One more favorite villanelle, much less widely known, is by Mary Jo Salter, from her collection, Henry Purcell in Japan. If it is not immediately apparent, the inspiration is from Shakespear's King Lear. The poem is called "REFRAIN":
Never afflict yourself to know the cause,
said Goneril, her mind already set.
No one can tell us who her mother was
or, knowing, could account then by the laws
of nurture for so false and hard a heart.
Never afflict yourself to know the cause
of Lear's undoing: if without a pause,
he shunned Cordelia, as soon he saw the fault.
No one can tell us who her mother was,
but here's a pretty reason seven stars
are seven stars: because they are not eight.
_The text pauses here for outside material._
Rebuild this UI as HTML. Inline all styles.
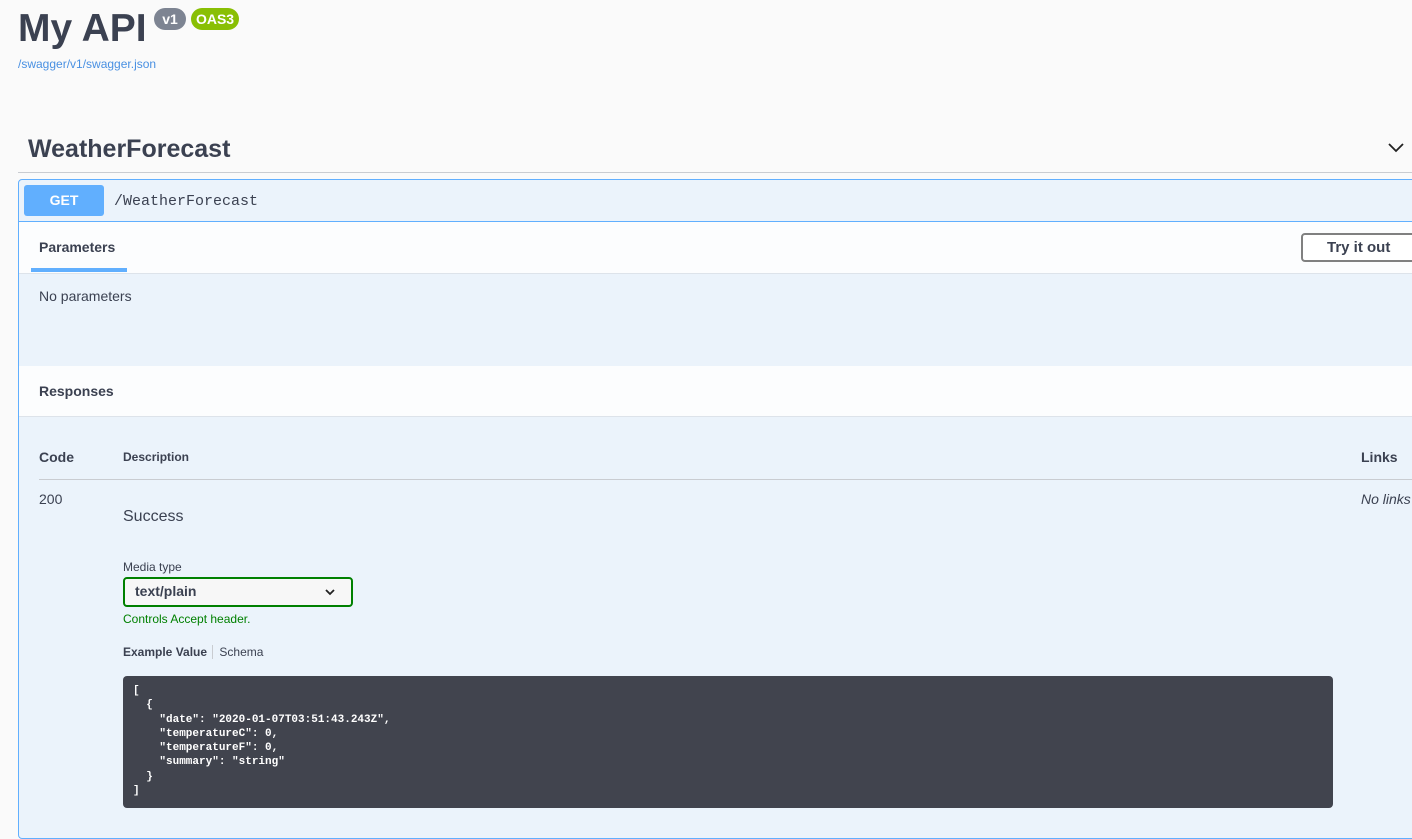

Never afflict yourself to know the cause -
like servants, even one's superfluous.
The King makes a good fool: the Fool is right.
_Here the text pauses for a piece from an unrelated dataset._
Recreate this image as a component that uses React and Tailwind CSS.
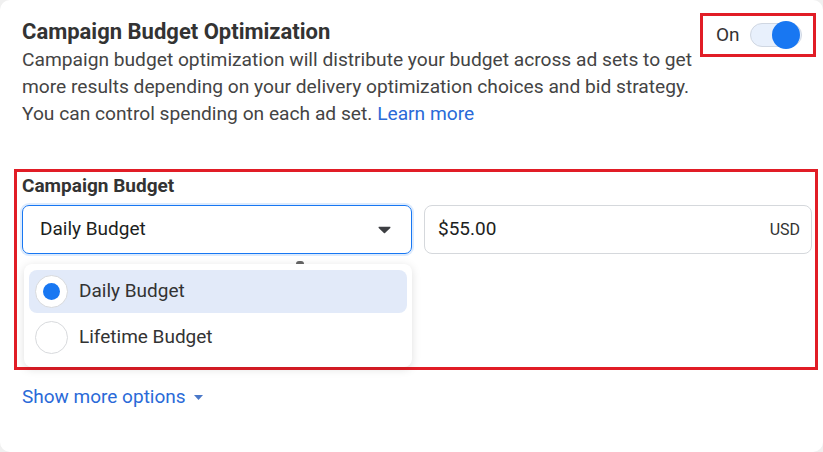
export default function App() {
  return (
    <div className="w-[823px] h-[452px] bg-[#f0f0f0] font-['Roboto',sans-serif]">
      <div className="w-full h-full bg-white rounded-[10px] pl-[22px] pt-[18px]">
        {/* Header */}
        <div className="flex">
          <div className="w-[678px]">
            <h2 className="text-[22px] leading-[28px] font-bold text-[#333]">Campaign Budget Optimization</h2>
            <p className="text-[19.2px] leading-[27px] text-[#444]">
              Campaign budget optimization will distribute your budget across ad sets to get more results depending on your delivery optimization choices and bid strategy. You can control spending on each ad set.{' '}
              <span className="text-[#2a6ad8]">Learn more</span>
            </p>
          </div>
          <div className="-mt-[5px] w-[116px] h-[44px] border-[3px] border-[#e11d26] flex items-center pl-[13px] gap-[10px]">
            <span className="text-[19px] text-[#333]">On</span>
            <div className="relative w-[52px] h-[24px] rounded-full bg-[#e8f0fc] border border-[#d0d7e2]">
              <div className="absolute right-[1px] top-[-3px] w-[28px] h-[28px] rounded-full bg-[#1877f2]" />
            </div>
          </div>
        </div>

        {/* Budget box */}
        <div className="mt-[42px] -ml-[8px] w-[804px] h-[201px] border-[3px] border-[#e11d26] pl-[5px] pr-[3px] pt-[2px]">
          <div className="text-[19px] leading-[24px] font-bold text-[#333]">Campaign Budget</div>
          <div className="flex gap-[12px] mt-[7px]">
            <div className="w-[390px] h-[49px] rounded-[7px] border border-[#1877f2] shadow-[0_0_0_2px_rgba(24,119,242,0.15)] flex items-center justify-between pl-[17px] pr-[20px]">
              <span className="text-[19px] text-[#1c1e21]">Daily Budget</span>
              <svg width="13" height="8" viewBox="0 0 13 8">
                <path d="M1.2 0.8h10.6c.6 0 .9.7.5 1.1L7 7.1c-.3.3-.8.3-1.1 0L.7 1.9C.3 1.5.6.8 1.2.8z" fill="#3d3f43" />
              </svg>
            </div>
            <div className="w-[388px] h-[49px] rounded-[8px] border border-[#d5d8dc] flex items-center justify-between pl-[13px] pr-[11px]">
              <span className="text-[19px] text-[#1c1e21]">$55.00</span>
              <span className="text-[16px] text-[#333]">USD</span>
            </div>
          </div>
          <div className="relative">
            <div className="absolute left-[274px] top-[7px] w-[8px] h-[3px] rounded-t-full bg-[#666]" />
          </div>
          <div className="ml-[2px] mt-[10px] w-[388px] h-[103px] rounded-[8px] bg-white shadow-[0_2px_10px_rgba(0,0,0,0.13)] relative px-[5px] pt-[6px]">
            <div className="h-[43px] rounded-[8px] bg-[#e2eaf9] flex items-center pl-[6px] gap-[11px]">
              <div className="w-[33px] h-[33px] rounded-full bg-white border border-[#d8dadd] flex items-center justify-center">
                <div className="w-[17px] h-[17px] rounded-full bg-[#1877f2]" />
              </div>
              <span className="text-[19px] text-[#333]">Daily Budget</span>
            </div>
            <div className="h-[47px] mt-[1px] flex items-center pl-[6px] gap-[11px]">
              <div className="w-[33px] h-[33px] rounded-full bg-white border border-[#d8dadd]" />
              <span className="text-[19px] text-[#333]">Lifetime Budget</span>
            </div>
          </div>
        </div>

        {/* Show more */}
        <div className="mt-[15px] flex items-center gap-[8px] text-[#2a6ad8] text-[19px] leading-[24px]">
          <span>Show more options</span>
          <svg width="9" height="5" viewBox="0 0 9 5">
            <path d="M0 0h9L4.5 5z" fill="#4a78c8" />
          </svg>
        </div>
      </div>
    </div>
  );
}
No one can tell him who his mother was
when woman's water-drops are all he has
against the storm, and daughters cast him out.
Never affilict yourself to know the cause;
no one can tell you who your mother was.
Isn't it just a wonderful form? Next time, I will tell you about another favorite verse form:
the Sestina.
It's a doozy.
But where did my original thought go? Oh yes, the art of losing. It is an art I have mastered, one which I have practiced both farther and faster. I have lost my wallet too many times to count, although I have always been lucky enough to have it returned, whether by a business traveler staying at the Regency in midtown or a cabbie who drove it to my building and wanted a tip (he got one). I have lost my cell phone several times. I lost my Palm so long ago, I think it was called a Palm Pilot at the time. I have lost two iPod shuffles, shuffles which I carry around with me so that I have no opportunity to lose my $300 iPod video. I managed to lose the 30 gig anyway while teaching a class at Yahoo! Hot Jobs, although I got it back the same night. That Tzippy and Ric sweater that I love - the tangerine cashmere? It's my second. The first one I lost within moments of receiving it. Oh yeah, and my Cartier Panthere. Gone in 60 sixty seconds. Or however long it took to fall off my wrist without my noticing.
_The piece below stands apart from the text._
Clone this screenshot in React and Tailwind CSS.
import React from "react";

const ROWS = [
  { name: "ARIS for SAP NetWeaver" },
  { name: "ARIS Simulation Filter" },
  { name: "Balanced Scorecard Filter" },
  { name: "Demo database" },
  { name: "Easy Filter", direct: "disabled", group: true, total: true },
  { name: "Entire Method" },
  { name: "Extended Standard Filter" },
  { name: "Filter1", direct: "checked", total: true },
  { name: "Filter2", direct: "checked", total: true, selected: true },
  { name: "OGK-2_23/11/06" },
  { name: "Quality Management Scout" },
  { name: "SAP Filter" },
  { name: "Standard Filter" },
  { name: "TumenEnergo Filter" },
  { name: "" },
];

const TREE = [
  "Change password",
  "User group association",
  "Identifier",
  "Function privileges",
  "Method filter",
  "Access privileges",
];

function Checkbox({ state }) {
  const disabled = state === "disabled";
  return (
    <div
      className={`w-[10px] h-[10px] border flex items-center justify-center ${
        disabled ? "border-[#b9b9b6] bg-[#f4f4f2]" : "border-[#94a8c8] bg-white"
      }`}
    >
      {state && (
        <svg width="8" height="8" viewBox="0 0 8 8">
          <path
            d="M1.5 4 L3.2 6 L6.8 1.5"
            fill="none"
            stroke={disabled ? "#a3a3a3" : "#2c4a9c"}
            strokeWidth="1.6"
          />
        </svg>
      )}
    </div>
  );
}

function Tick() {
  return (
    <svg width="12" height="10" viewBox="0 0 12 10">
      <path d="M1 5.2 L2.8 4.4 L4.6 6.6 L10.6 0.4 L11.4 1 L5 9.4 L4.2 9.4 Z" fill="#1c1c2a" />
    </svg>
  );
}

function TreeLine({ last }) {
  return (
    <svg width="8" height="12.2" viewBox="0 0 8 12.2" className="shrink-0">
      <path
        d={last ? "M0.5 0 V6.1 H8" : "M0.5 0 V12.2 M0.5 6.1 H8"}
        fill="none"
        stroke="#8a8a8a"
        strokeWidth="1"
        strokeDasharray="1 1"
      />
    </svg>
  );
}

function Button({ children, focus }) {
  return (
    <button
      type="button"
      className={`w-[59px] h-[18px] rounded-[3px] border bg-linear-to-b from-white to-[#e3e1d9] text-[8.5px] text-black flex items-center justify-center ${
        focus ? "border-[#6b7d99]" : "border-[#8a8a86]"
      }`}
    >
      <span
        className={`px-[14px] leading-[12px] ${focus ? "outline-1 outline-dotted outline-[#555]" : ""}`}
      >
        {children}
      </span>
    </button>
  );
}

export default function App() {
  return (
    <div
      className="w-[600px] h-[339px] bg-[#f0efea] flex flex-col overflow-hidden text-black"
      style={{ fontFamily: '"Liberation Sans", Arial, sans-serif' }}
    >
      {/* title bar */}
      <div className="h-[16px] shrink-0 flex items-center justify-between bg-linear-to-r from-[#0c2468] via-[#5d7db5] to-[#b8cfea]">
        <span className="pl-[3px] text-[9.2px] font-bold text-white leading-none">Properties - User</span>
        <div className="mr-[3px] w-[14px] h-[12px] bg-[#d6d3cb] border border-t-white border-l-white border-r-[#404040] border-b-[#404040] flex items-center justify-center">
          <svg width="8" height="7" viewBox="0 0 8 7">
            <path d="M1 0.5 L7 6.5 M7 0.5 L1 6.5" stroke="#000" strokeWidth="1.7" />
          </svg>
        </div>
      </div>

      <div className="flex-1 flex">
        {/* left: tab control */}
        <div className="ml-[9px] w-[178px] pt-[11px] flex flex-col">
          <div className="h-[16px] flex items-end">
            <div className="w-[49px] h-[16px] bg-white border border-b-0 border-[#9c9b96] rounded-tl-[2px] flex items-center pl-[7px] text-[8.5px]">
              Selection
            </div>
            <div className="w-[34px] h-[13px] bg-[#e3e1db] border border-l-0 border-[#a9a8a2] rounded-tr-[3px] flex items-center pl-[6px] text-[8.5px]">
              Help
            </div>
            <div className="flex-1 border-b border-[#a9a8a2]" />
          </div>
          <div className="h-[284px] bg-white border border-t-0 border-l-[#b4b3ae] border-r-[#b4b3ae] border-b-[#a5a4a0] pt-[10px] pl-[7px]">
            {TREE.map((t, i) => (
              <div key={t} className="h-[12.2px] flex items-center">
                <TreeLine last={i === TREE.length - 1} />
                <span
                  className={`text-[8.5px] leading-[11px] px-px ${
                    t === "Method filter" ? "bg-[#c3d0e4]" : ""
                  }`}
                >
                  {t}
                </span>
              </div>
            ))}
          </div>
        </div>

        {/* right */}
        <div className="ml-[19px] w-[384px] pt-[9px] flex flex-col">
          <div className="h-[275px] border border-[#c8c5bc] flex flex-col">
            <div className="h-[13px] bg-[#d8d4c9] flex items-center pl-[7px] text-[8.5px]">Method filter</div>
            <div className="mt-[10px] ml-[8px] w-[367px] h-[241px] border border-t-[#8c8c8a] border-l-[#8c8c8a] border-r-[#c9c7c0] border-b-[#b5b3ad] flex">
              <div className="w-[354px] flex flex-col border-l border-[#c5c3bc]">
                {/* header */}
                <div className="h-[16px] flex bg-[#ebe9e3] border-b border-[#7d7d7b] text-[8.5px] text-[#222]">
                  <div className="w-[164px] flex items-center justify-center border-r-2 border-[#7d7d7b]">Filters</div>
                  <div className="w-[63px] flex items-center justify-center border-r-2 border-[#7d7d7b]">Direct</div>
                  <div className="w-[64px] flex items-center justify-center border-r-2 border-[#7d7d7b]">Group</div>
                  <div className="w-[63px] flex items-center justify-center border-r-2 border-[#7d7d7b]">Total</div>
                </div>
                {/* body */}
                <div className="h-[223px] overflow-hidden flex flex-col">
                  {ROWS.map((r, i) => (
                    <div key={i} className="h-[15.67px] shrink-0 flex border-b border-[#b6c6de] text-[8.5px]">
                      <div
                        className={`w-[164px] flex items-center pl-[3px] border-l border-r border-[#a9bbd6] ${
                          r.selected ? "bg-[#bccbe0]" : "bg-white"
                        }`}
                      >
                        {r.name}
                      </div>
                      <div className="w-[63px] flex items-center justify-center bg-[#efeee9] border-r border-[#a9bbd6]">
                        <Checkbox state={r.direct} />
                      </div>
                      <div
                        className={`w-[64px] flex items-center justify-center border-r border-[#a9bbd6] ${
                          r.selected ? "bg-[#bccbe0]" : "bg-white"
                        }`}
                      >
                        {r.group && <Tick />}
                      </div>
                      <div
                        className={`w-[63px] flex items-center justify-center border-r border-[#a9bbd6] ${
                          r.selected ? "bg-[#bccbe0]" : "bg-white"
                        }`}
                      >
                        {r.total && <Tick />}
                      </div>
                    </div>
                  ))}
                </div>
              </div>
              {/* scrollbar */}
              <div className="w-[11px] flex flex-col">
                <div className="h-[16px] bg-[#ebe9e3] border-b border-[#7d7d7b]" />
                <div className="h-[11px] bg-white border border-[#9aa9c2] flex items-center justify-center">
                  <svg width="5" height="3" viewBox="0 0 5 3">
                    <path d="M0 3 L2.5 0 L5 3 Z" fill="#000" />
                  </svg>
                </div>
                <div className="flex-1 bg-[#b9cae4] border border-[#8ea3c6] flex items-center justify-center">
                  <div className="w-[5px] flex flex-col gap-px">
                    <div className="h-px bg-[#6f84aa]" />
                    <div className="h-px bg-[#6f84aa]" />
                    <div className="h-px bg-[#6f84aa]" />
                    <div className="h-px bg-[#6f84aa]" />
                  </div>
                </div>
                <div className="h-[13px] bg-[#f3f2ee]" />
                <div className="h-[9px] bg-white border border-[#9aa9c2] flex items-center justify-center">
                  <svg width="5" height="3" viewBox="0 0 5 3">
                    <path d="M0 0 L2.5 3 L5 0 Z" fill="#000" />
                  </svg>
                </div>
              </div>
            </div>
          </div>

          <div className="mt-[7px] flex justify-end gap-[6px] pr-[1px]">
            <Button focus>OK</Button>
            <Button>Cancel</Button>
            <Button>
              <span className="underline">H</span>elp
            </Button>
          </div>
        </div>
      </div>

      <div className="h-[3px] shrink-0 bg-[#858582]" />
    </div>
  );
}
On a less dramatic note, I lost a Diet Peach Snapple today, throwing it away, inadvertantly, with a bunch of garbage.
But my coup de grace: I lost my car yesterday.
Yes, you heard it right. I lost my car. I left it in Midtown, having driven it from Shala X to Yoga Sutra and parked it in a lot so that I could teach my lunchtime classes. Two hours later, I walked out of Yoga Sutra and hopped in a cab home. Car?? What car? It was only this morning when I called my garage for my car and the attendant said, "Car? We were wondering where your car was! You don't have it?" that I realized that I had left my car in midtown the day before.
How does one forget that she parked her car in a lot? How does such a thing happen?
The art of losing isn't hard to master.
YC
4 comments:
LOL! That would never happen to me out here in the burbs...no cabs in sight...I hope you got the car back, safe and sound. That's one of my favorite poems, too (as another former English major).
I heard Snapple!
See you know you shouldn't drink it and you...it wasn't an accidental loss.
I heard Snapple!
See you know you shouldn't drink it and you...it wasn't an accidental loss.
I've lost a few pairs of glasses, umbrellas, a ring, a cell phone and a couple of battery chargers as well, uncountable pieces of clothing... No, the art of losing isn't one hard to master.